We chose to investigate the emotions of happiness, sadness, and surprise for a number of reasons. Firstly, happiness, sadness, and surprise are all “social emotions” [52], namely emotions that serve a social and interpersonal function in human interactions. This category of emotions is especially useful for social robots. Second, the expression of happiness, sadness, and surprise through body motion and vocal prosody has often been studied; thus by choosing these emotions, we were able to find reliable sources for the design of the audio-visual stimuli. Finally, we chose emotions which belong to different quadrants of the valence-arousal space [50]. As shown in see Fig. 1, happiness and surprise are both arousing emotions, which vary on only on the valence dimension. Happiness has positive valence while surprise can have any valence from positive to negative. Both these emotions contain clear action components in the body expression (in contrast to a sad body expression) [53]. In fact, body expressions of happiness and surprise share physical characteristics (i.e., large, fast movements and vertical extension of the arms above the shoulders) [53, 54]. On the other hand, sadness and happiness differ in both valence and arousal; happiness has high arousal and positive valence, while sadness has low arousal and negative valence. Happiness and sadness share minimal body and vocal characteristics. To create prominent incongruous stimuli, we combined happiness with sadness and sadness with surprise.

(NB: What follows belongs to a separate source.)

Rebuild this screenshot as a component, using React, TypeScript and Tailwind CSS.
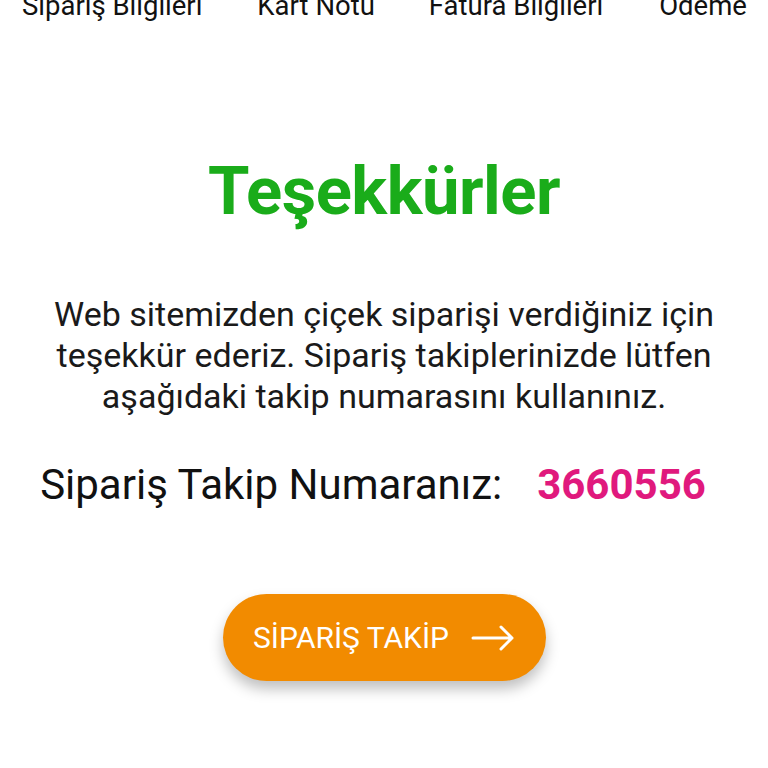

We asked participants to label the emotional expressions of the robot and to rate the robot in terms of believability, perceived intelligence, and likability. In addition to these quantitative measures, we collected dispositional factors, namely the dispositional empathy of the participants. Empathy is defined as an affective response stemming from the understanding of another’s emotional state or what the other person is feeling or would be expected to feel in a given situation [55]. It was included in the study since evidence suggests that individuals with a low level of dispositional empathy achieve lower accuracy in decoding facial expressions of humans [56] as well as emotional expressions of robots [12, 57].
Participants
Participants were recruited through online and university advertisements. In total, 30 participants (mean = 29.5, SD = 4.82, 47% female, 53% male) who met the inclusion criteria (at least 18 years of age, basic English skills) were invited to the lab and completed the study. Participants gave informed consent and received monetary compensation for their participation (15 Euros).
Setting and Apparatus
The robot used in the study was Pepper by Softbank Robotics; a human-like robot with a full-motion body with 20 degrees of freedom. The experiment was carried out in a lab, furnished as a living-room environment, with a sofa, a small table with a laptop computer, and a large TV screen (see Fig. 2). The participants sat on the sofa, facing the TV screen, and the robot was placed between the participant and the TV, slightly to the right of the TV screen. Throughout the experimental session, the participant was observed via the built-in camera of the robot. A trained experimenter, in an adjacent room, utilized the video-feed to trigger the robot’s emotional behaviour promptly.
Stimulus Material
Emotion Elicitation Movie Clips
Each participant watched three short emotion-eliciting movie clips, extracted from the following commercially available movies: An officer and a gentleman (happiness), The Champ (sadness), and Capricorn One (surprise). Target emotions and details about the movies are listed in Table 2. The procedure of validating the efficiency of these videos in eliciting the target emotions is discussed in Rottenberg et al. [57]. For a specific description of the scenes, see the Appendix of [57]. The order of presentation of the clips was randomized for each participant.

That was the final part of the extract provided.